Todavia, quando se fala em união poliafetiva, a sociedade, arraigada em preceitos culturais conservadores, tende a discriminar os seus integrantes e a repudiar tais núcleos, assim acabando por estabelecer critérios e padrões rígidos na busca pela felicidade individual, em verdadeiro controle (quiçá indevido) dos relacionamentos alheios.

Importante lembrar que tal união não se confunde com a relação adulterina estabelecida às escondidas, pois naquela todos convivem conjuntamente e sob o mesmo teto, estando acordes com o estabelecimento de afeto de maneira plural e recíproca, havendo cumplicidade e identidade de interesses.

Voltando à decisão do CNJ, há quem a repudie por configurar afronta à liberdade e dignidade de cada cidadão em decidir quando e com quem se estabelecer amorosamente, no exercício da opção de escolher a maneira de alcançar o bem-estar e a felicidade, sem lesar direitos de terceiros.

Será que o CNJ quis avançar para impedir não só a lavratura de escritura de união poliafetiva, mas também externar a sua oposição a tais relacionamentos? Será que é medo e resistência ao novo? Ao que parece, a resposta é positiva.

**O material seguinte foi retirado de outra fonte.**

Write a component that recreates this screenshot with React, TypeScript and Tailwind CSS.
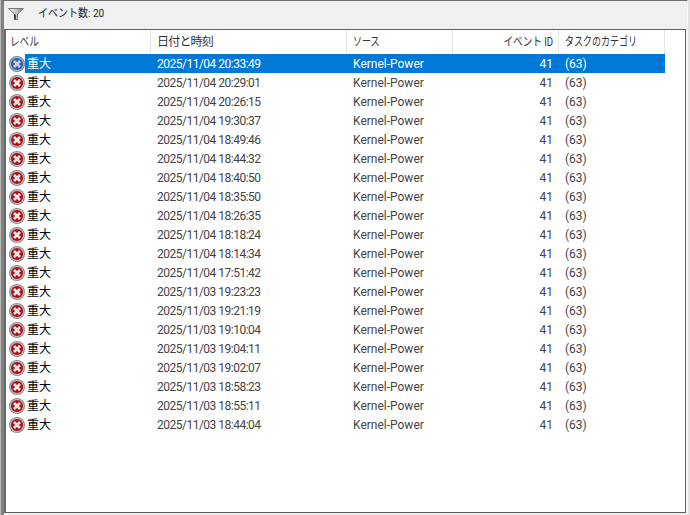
import React from "react";

const rows = [
  "2025/11/04 20:33:49",
  "2025/11/04 20:29:01",
  "2025/11/04 20:26:15",
  "2025/11/04 19:30:37",
  "2025/11/04 18:49:46",
  "2025/11/04 18:44:32",
  "2025/11/04 18:40:50",
  "2025/11/04 18:35:50",
  "2025/11/04 18:26:35",
  "2025/11/04 18:18:24",
  "2025/11/04 18:14:34",
  "2025/11/04 17:51:42",
  "2025/11/03 19:23:23",
  "2025/11/03 19:21:19",
  "2025/11/03 19:10:04",
  "2025/11/03 19:04:11",
  "2025/11/03 19:02:07",
  "2025/11/03 18:58:23",
  "2025/11/03 18:55:11",
  "2025/11/03 18:44:04",
];

const font = "font-['Roboto','Noto_Sans_CJK_JP',sans-serif]";

const ErrorIcon: React.FC<{ selected: boolean }> = ({ selected }) => (
  <svg width="16" height="16" viewBox="0 0 16 16" className="shrink-0">
    <circle cx="8" cy="8" r="8" fill={selected ? "#7489b0" : "#8f8f8f"} />
    <circle cx="8" cy="8" r="6.9" fill={selected ? "#a6b6d2" : "#c4bcbc"} />
    <circle cx="8" cy="8" r="6" fill={selected ? "#3a5fa6" : "#ad121a"} />
    <path d="M5 5 L11 11 M11 5 L5 11" stroke={selected ? "#c3cfe4" : "#f6e6e6"} strokeWidth="2.6" />
  </svg>
);

const App: React.FC = () => {
  return (
    <div className={`h-[515px] w-[690px] overflow-hidden border-l border-r-2 border-l-[#b8b8b8] border-r-[#e2e2e2] bg-[#f0f0f0] text-[12px] ${font}`}>
      <div className="flex h-full flex-col border-t border-r border-l-[3px] border-t-[#6e6e6e] border-r-[#fafafa] border-l-[#808080]">
        {/* ツールバー */}
        <div className="flex h-[28px] items-center pb-[3px] pl-[4px] text-[#222]">
          <svg width="16" height="12" viewBox="0 0 16 12" fill="none">
            <defs>
              <linearGradient id="funnel" x1="0" y1="0" x2="1" y2="0">
                <stop offset="0" stopColor="#f4f4f4" />
                <stop offset="0.55" stopColor="#c4c4c4" />
                <stop offset="1" stopColor="#6a6a6a" />
              </linearGradient>
            </defs>
            <path d="M0.5 0.5 H15.5 L9.5 6 V11.5 H6.5 V6 Z" fill="url(#funnel)" stroke="#7a7a7a" />
            <path d="M7 6.5 V11.5" stroke="#222" strokeWidth="1.5" />
          </svg>
          <span className="ml-[14px] inline-block origin-left scale-x-[0.87] text-[11.5px]">イベント数: 20</span>
        </div>

        {/* 一覧 */}
        <div className="mr-[1px] mb-[2px] flex-1 border border-l-2 border-[#5f5f5f] border-l-[#6a6a6a] bg-white">
          <div className="flex h-[24px] text-[#333]">
            <div className="flex w-[145px] items-center border-r border-[#e5e5e5] pl-[4px]">
              <span className="inline-block origin-left scale-x-[0.8]">レベル</span>
            </div>
            <div className="flex w-[196px] items-center border-r border-[#e5e5e5] pl-[6px]">
              <span className="tracking-[-0.8px]">日付と時刻</span>
            </div>
            <div className="flex w-[106px] items-center border-r border-[#e5e5e5] pl-[6px]">
              <span className="inline-block origin-left scale-x-[0.75]">ソース</span>
            </div>
            <div className="flex w-[106px] items-center justify-end border-r border-[#e5e5e5] pr-[5px]">
              <span className="inline-block origin-right scale-x-[0.8]">イベント ID</span>
            </div>
            <div className="flex w-[106px] items-center border-r border-[#e5e5e5] pl-[6px]">
              <span className="inline-block origin-left scale-x-[0.75]">タスクのカテゴリ</span>
            </div>
          </div>
          {rows.map((date, i) => {
            const selected = i === 0;
            return (
              <div key={date} className={`flex h-[19px] items-center ${selected ? "text-white" : "text-[#444]"}`}>
                <div className="flex w-[19px] justify-end">
                  <ErrorIcon selected={selected} />
                </div>
                <div className={`flex h-full flex-1 items-center ${selected ? "bg-[#0078d7]" : ""}`}>
                  <div className={`w-[126px] pl-[2px] ${selected ? "text-white" : "text-black"}`}>重大</div>
                  <div className="w-[196px] pl-[6px] tracking-[-0.5px]">{date}</div>
                  <div className="w-[106px] pl-[6px]">Kernel-Power</div>
                  <div className="w-[106px] pr-[6px] text-right">41</div>
                  <div className="w-[106px] pl-[6px]">(63)</div>
                </div>
                <div className="w-[20px]" />
              </div>
            );
          })}
        </div>
      </div>
    </div>
  );
};

export default App;
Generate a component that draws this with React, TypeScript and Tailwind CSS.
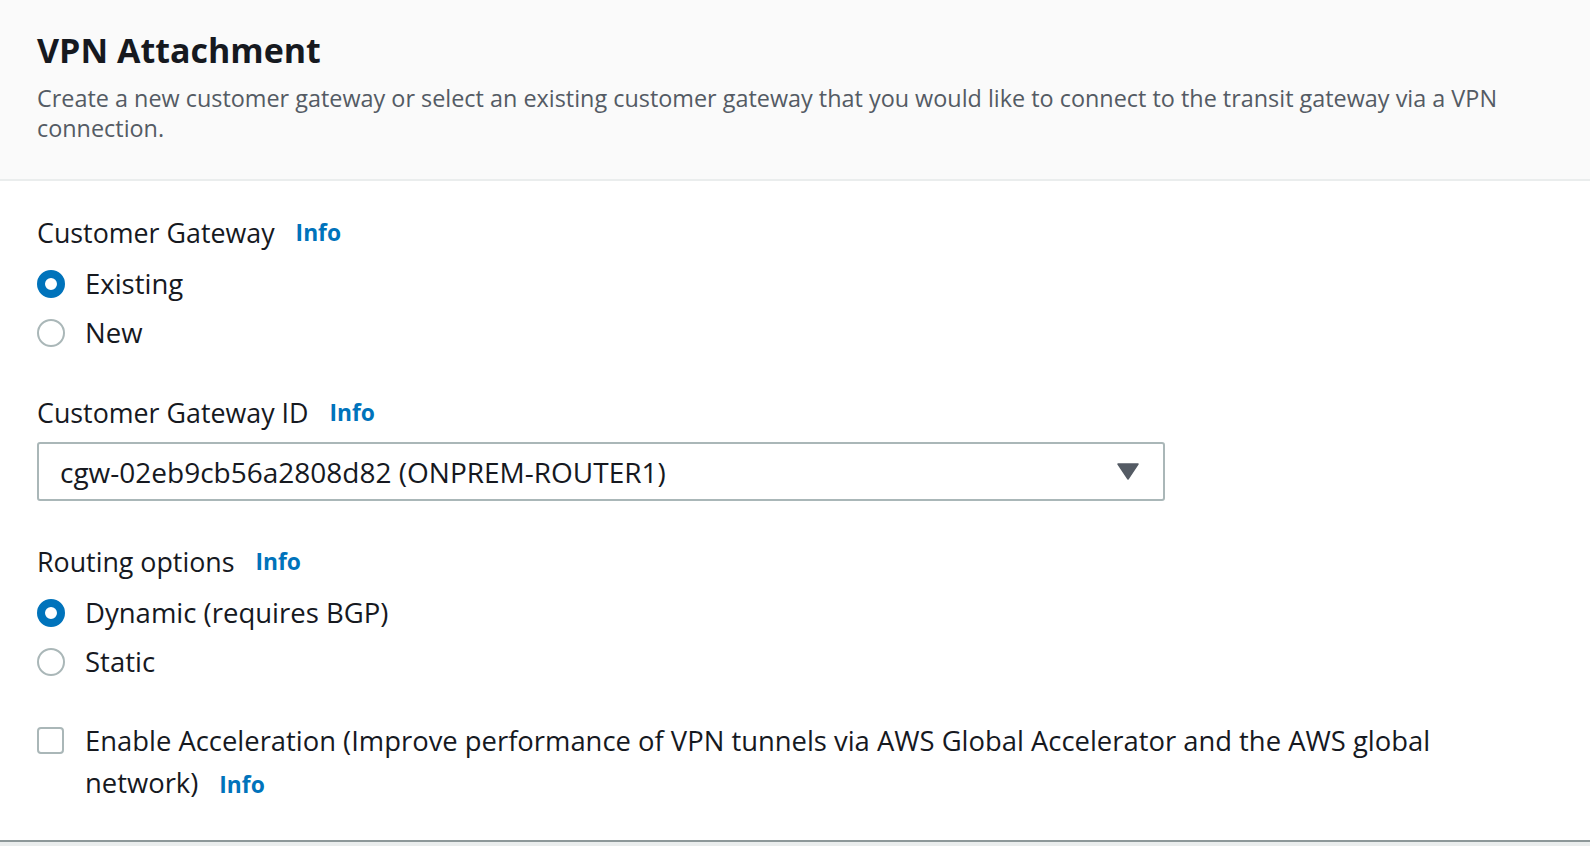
import React from "react";

const font = { fontFamily: '"Open Sans", "Noto Sans", Arial, sans-serif' };

function Info() {
  return <span className="ml-[21px] inline-block text-[22.8px] font-bold leading-[30px] text-[#0073bb]">Info</span>;
}

function Radio({ label, checked }: { label: string; checked?: boolean }) {
  return (
    <div className="flex h-[49px] items-center">
      {checked ? (
        <span className="box-border h-[28px] w-[28px] rounded-full border-[8px] border-[#0073bb] bg-white" />
      ) : (
        <span className="box-border h-[28px] w-[28px] rounded-full border-2 border-[#aab7b8] bg-white" />
      )}
      <span className="ml-[20px] text-[27.5px] text-[#16191f]">{label}</span>
    </div>
  );
}

function FieldLabel({ text }: { text: string }) {
  return (
    <div className="flex h-[32px] items-center text-[26.8px] leading-[32px] text-[#16191f]">
      <span>{text}</span>
      <Info />
    </div>
  );
}

export default function App() {
  return (
    <div className="flex h-[846px] w-full flex-col bg-[#eaeded]" style={font}>
      <div className="border-b-2 border-[#8d9899] bg-white">
        {/* header */}
        <div className="border-b-2 border-[#eaeded] bg-[#fafafa] px-[37px] pb-[36px] pt-[27px]">
          <h1 className="text-[34px] font-bold leading-[46px] text-[#16191f]">VPN Attachment</h1>
          <p className="mt-[10px] text-[23.4px] leading-[30px] text-[#545b64]">
            Create a new customer gateway or select an existing customer gateway that you would like to connect to the
            transit gateway via a VPN connection.
          </p>
        </div>

        <div className="px-[37px] pb-[36px] pt-[36px]">
          <FieldLabel text="Customer Gateway" />
          <div className="mt-[10px]">
            <Radio label="Existing" checked />
            <Radio label="New" />
          </div>

          <div className="mt-[40px]">
            <FieldLabel text="Customer Gateway ID" />
          </div>
          <div className="mt-[13px] flex h-[59px] w-[1128px] items-center justify-between rounded-[3px] border-2 border-[#aab7b8] bg-white pl-[21px] pr-[24px]">
            <span className="text-[28px] text-[#16191f]">cgw-02eb9cb56a2808d82 (ONPREM-ROUTER1)</span>
            <svg width="22" height="17" viewBox="0 0 22 17">
              <path d="M1 1 H21 L11 16 Z" fill="#545b64" stroke="#545b64" strokeWidth="1.5" strokeLinejoin="round" />
            </svg>
          </div>

          <div className="mt-[45px]">
            <FieldLabel text="Routing options" />
          </div>
          <div className="mt-[10px]">
            <Radio label="Dynamic (requires BGP)" checked />
            <Radio label="Static" />
          </div>

          <div className="mt-[34px] flex items-start">
            <span className="mt-[7px] box-border h-[27px] w-[27px] shrink-0 rounded-[4px] border-2 border-[#aab7b8] bg-white" />
            <div className="ml-[21px] max-w-[1400px] text-[27.4px] leading-[42px] text-[#16191f]">
              <span>
                Enable Acceleration (Improve performance of VPN tunnels via AWS Global Accelerator and the AWS global
                network)
              </span>
              <Info />
            </div>
          </div>
        </div>
      </div>
    </div>
  );
}
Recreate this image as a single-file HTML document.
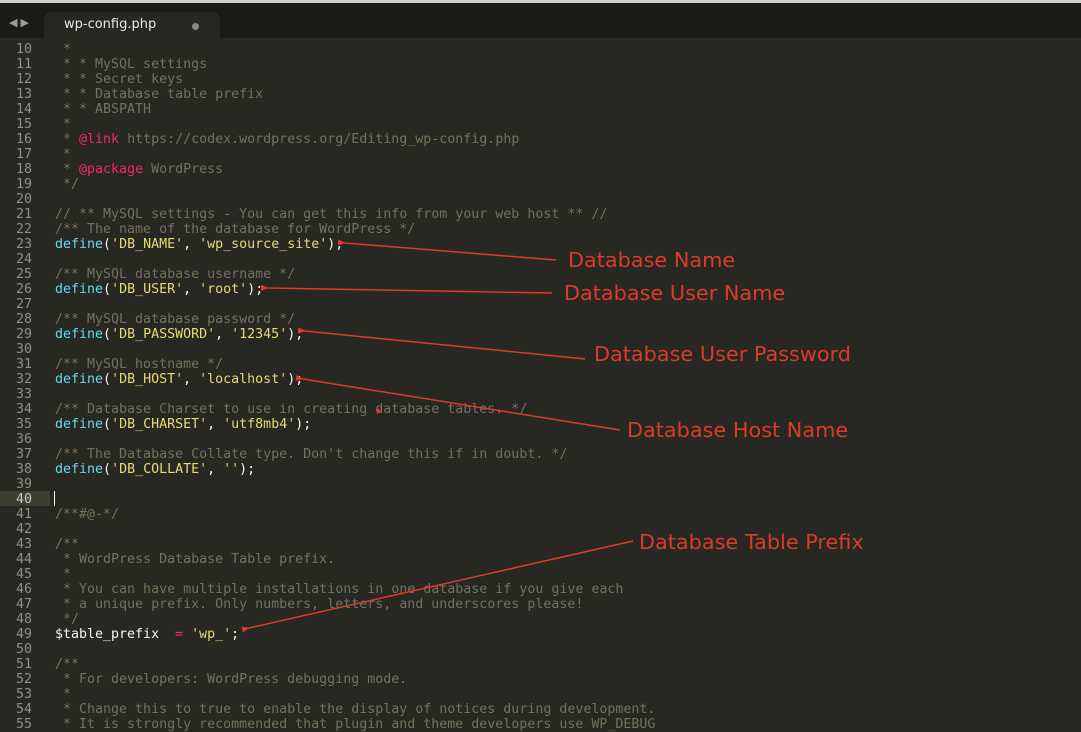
<!DOCTYPE html>
<html><head><meta charset="utf-8"><style>
html,body{margin:0;padding:0;width:1081px;height:722px;overflow:hidden;background:#272822;}
#top{position:absolute;left:0;top:0;width:1081px;height:38px;background:#1a1a17;border-top:3px solid #cfcfcf;box-sizing:border-box;}
#tab{position:absolute;left:44px;top:9px;width:176px;height:29px;background:#272822;border-radius:8px 8px 0 0;}
#tab span{position:absolute;left:20px;top:5px;font:13px "DejaVu Sans","Liberation Sans",sans-serif;color:#e8e8e8;}
#tab i{position:absolute;left:148px;top:11px;width:7px;height:7px;border-radius:50%;background:#8a8a86;}
#nav{position:absolute;left:9px;top:13px;font:11px "DejaVu Sans",sans-serif;color:#9a9a96;letter-spacing:3px;}
#gut{position:absolute;left:0;top:42px;width:40px;}
.ln{position:absolute;left:0;width:32px;text-align:right;height:15px;line-height:15px;font:13.3px "DejaVu Sans Mono","Liberation Mono",monospace;color:#8f908a;}
pre{position:absolute;left:55px;top:42px;margin:0;font:13.3px/15px "DejaVu Sans Mono","Liberation Mono",monospace;color:#f8f8f2;}
.c{color:#75715e}.k{color:#66d9ef}.s{color:#e6db74}.t{color:#f92672}
#hl{position:absolute;left:0;top:491px;width:50px;height:15px;background:#3e3d32;}
#cur{position:absolute;left:54px;top:491px;width:1px;height:15px;background:#f8f8f0;}
.lab{position:absolute;font:20.8px "DejaVu Sans","Liberation Sans",sans-serif;color:#db3b2a;white-space:nowrap;}
svg{position:absolute;left:0;top:0}
</style></head><body>
<div id="top"><div id="nav">◀▶</div><div id="tab"><span>wp-config.php</span><i></i></div></div>
<div id="hl"></div><div id="cur"></div>
<div id="gut"></div>
<pre><span class="c"> *
 * * MySQL settings
 * * Secret keys
 * * Database table prefix
 * * ABSPATH
 *
 * <span class="t">@link</span> https://codex.wordpress.org/Editing_wp-config.php
 *
 * <span class="t">@package</span> WordPress
 */</span>

<span class="c">// ** MySQL settings - You can get this info from your web host ** //
/** The name of the database for WordPress */</span>
<span class="k">define</span>(<span class="s">'DB_NAME'</span>, <span class="s">'wp_source_site'</span>);

<span class="c">/** MySQL database username */</span>
<span class="k">define</span>(<span class="s">'DB_USER'</span>, <span class="s">'root'</span>);

<span class="c">/** MySQL database password */</span>
<span class="k">define</span>(<span class="s">'DB_PASSWORD'</span>, <span class="s">'12345'</span>);

<span class="c">/** MySQL hostname */</span>
<span class="k">define</span>(<span class="s">'DB_HOST'</span>, <span class="s">'localhost'</span>);

<span class="c">/** Database Charset to use in creating database tables. */</span>
<span class="k">define</span>(<span class="s">'DB_CHARSET'</span>, <span class="s">'utf8mb4'</span>);

<span class="c">/** The Database Collate type. Don't change this if in doubt. */</span>
<span class="k">define</span>(<span class="s">'DB_COLLATE'</span>, <span class="s">''</span>);


<span class="c">/**#@-*/</span>

<span class="c">/**
 * WordPress Database Table prefix.
 *
 * You can have multiple installations in one database if you give each
 * a unique prefix. Only numbers, letters, and underscores please!
 */</span>
$table_prefix  <span class="t">=</span> <span class="s">'wp_'</span>;

<span class="c">/**
 * For developers: WordPress debugging mode.
 *
 * Change this to true to enable the display of notices during development.
 * It is strongly recommended that plugin and theme developers use WP_DEBUG</span>
</pre>
<script>
var g=document.getElementById('gut'),h='';
for(var n=10;n<=55;n++){h+='<div class="ln" style="top:'+((n-10)*15)+'px'+(n==40?';color:#c8c8c0':'')+'">'+n+'</div>';}
g.innerHTML=h;
</script>
<div class="lab" style="left:568px;top:248px">Database Name</div>
<div class="lab" style="left:564px;top:281px">Database User Name</div>
<div class="lab" style="left:594px;top:342px">Database User Password</div>
<div class="lab" style="left:627px;top:418px">Database Host Name</div>
<div class="lab" style="left:639px;top:530px">Database Table Prefix</div>
<svg width="1081" height="722">
<defs><marker id="a" markerWidth="8" markerHeight="6" refX="1" refY="3" orient="auto" markerUnits="userSpaceOnUse"><path d="M8,0 L0,3 L8,6 Z" fill="#db3b2a"/></marker></defs>
<g stroke="#db3b2a" stroke-width="1.5" fill="none">
<line x1="556" y1="260" x2="345" y2="243" marker-end="url(#a)"/>
<line x1="552" y1="293" x2="268" y2="288" marker-end="url(#a)"/>
<line x1="585" y1="359" x2="305" y2="331" marker-end="url(#a)"/>
<line x1="620" y1="430" x2="303" y2="379" marker-end="url(#a)"/>
<line x1="633" y1="541" x2="249" y2="628" marker-end="url(#a)"/>
</g>
<path d="M377,408 L382,411 L377,414 Z" fill="#db3b2a"/>
</svg>
</body></html>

Mesma discussão já houve com as uniões entre pessoas de mesmo sexo, com acalorados debates jurídicos e sociológicos, até que em 2011 foram reconhecidas como entidade familiar pelo Supremo Tribunal Federal (STF).

Será que proibir lavrar escritura pública impedirá que tais uniões existam?

Ou pode se falar em censura e cerceamento à liberdade de expressão e de sentimento?

Em tempos de debate inflamável no Judiciário, com inegáveis tremores na segurança jurídica, pode-se afirmar que o CNJ acabou por adentrar na apreciação de tema que não lhe compete, ainda que pela via oblíqua, engessando a evolução das relações familiares.

Vale dizer que a escritura pública, por si só, não ofende o direito positivado, uma vez que inexiste qualquer norma expressa que impeça tais declarações, até porque a escritura, nestes casos, não tem o condão de criar direitos, mas sim o de reproduzir a declaração de vontade das partes sobre determinado fato.

Aliás, a manifestação do afeto é ínsita a todo ser humano, competindo ao Judiciário analisar, no momento oportuno e se for o caso, se determinados arranjos configuram, ou não, núcleo familiar, tendo o CNJ antecipado tal atividade.

Não se pretende incentivar qualquer crise social e nem familiar e muito menos rotular os relacionamentos, mas apenas lembrar que a palavra de ordem é RESPEITO – respeitar quem quer viver a 3 (ou mais) e fez desta opção o lema para ser feliz, na mais ampla acepção da palavra.
Como canta Lulu Santos, “consideramos justa toda forma de amor”.